Infinitely deep trees for lazy stateless memoization

Infinitree

Memoization using Lazy Infinite trees indexed by natural numbers

Considerations

Using this data structure comes with trade-offs:

  • It is impossible to evict data from the cache
  • The cache is unbound in size
  • Indexing can be done only using Natural Numbers
  • Lookup is logarithmic in time and space

Usage

This is a rather constructed example.

fibonacci = Infinitree.build $ go
  where
    go 0 = 0
    go 1 = 1
    go n = Infinitree.index fibonacci (n - 1) + Infinitree.index fibonacci (n - 2)

It is also possible to use multiple levels of infinitrees, you can see an example of this in a solution to a puzzle from Advent Of Code 2024. The code below may be a spoiler if you're trying to do the puzzle linked above. It uses two layers of cache trees and may make a lot more sense after you've read the problem description.

{-# LANGUAGE MultiWayIf #-}
import Control.Arrow ( (>>>), Arrow((&&&)) )

import Data.Infinitree (Infinitree)
import Numeric.Natural (Natural)
import qualified Data.Infinitree as Infinitree

parse :: String -> [StoneNumber]
parse = words >>> map read

type StoneNumber = Natural
type StoneCount  = Natural
type BlinkCount  = Natural

lookupStoneCount :: BlinkCount -> StoneNumber -> StoneCount
lookupStoneCount i = Infinitree.index (Infinitree.index blinkTree i)

blinkTree :: Infinitree (Infinitree StoneCount)
blinkTree = Infinitree.build stoneTree

stoneTree :: Natural -> Infinitree StoneCount
stoneTree = Infinitree.build . countSplit

countSplit :: BlinkCount -> StoneNumber -> StoneCount
countSplit 0 _ = 1
countSplit i n = if
  | n == 0 ->
    lookupStoneCount (pred i) (succ n)
  | even nDigits ->
    lookupStoneCount (pred i) firstSplit + lookupStoneCount (pred i) secondSplit
  | otherwise ->
    lookupStoneCount (pred i) (n * 2024)
    where
      nDigits = digitCount n :: Int
      secondSplit    = n `mod` (10 ^ (nDigits `div` 2))
      firstSplit     = (n - secondSplit) `div` (10 ^ (nDigits `div` 2))
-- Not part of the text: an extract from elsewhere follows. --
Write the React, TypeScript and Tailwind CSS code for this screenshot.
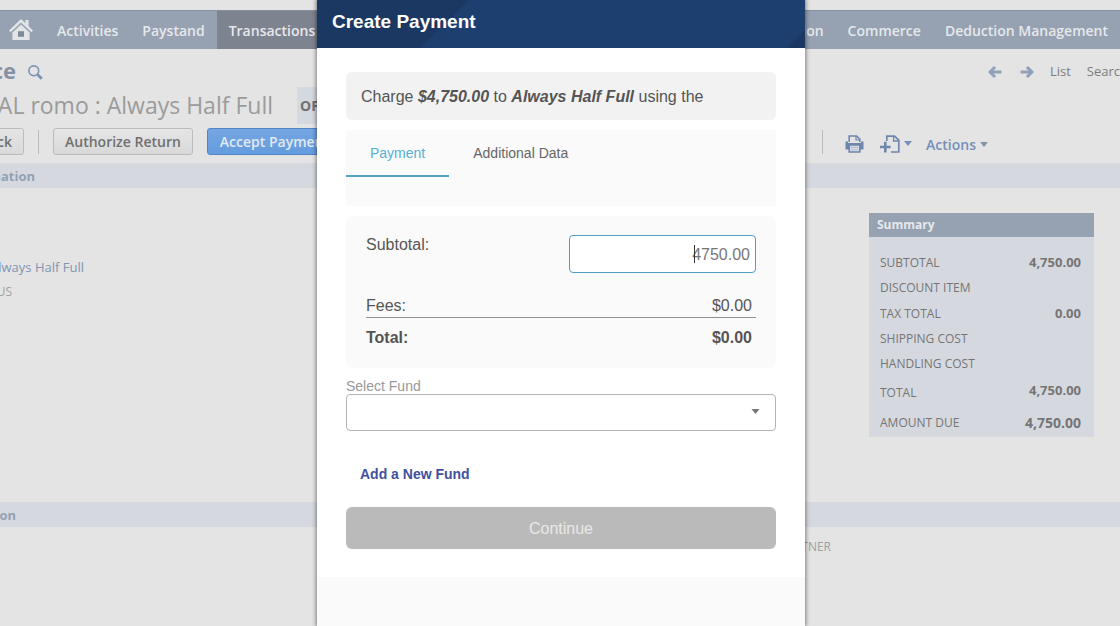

part1 :: [StoneNumber] -> StoneCount
part1 = map (lookupStoneCount 25)
  >>> sum
part2 :: [StoneNumber] -> StoneCount
part2 = map (lookupStoneCount 75)
  >>> sum

digitCount :: (Integral a, Integral b) => a -> b
digitCount = succ . floor . logBase 10 . fromIntegral

main :: IO ()
main = getContents
        >>= print
        . (part1 &&& part2)
        . parse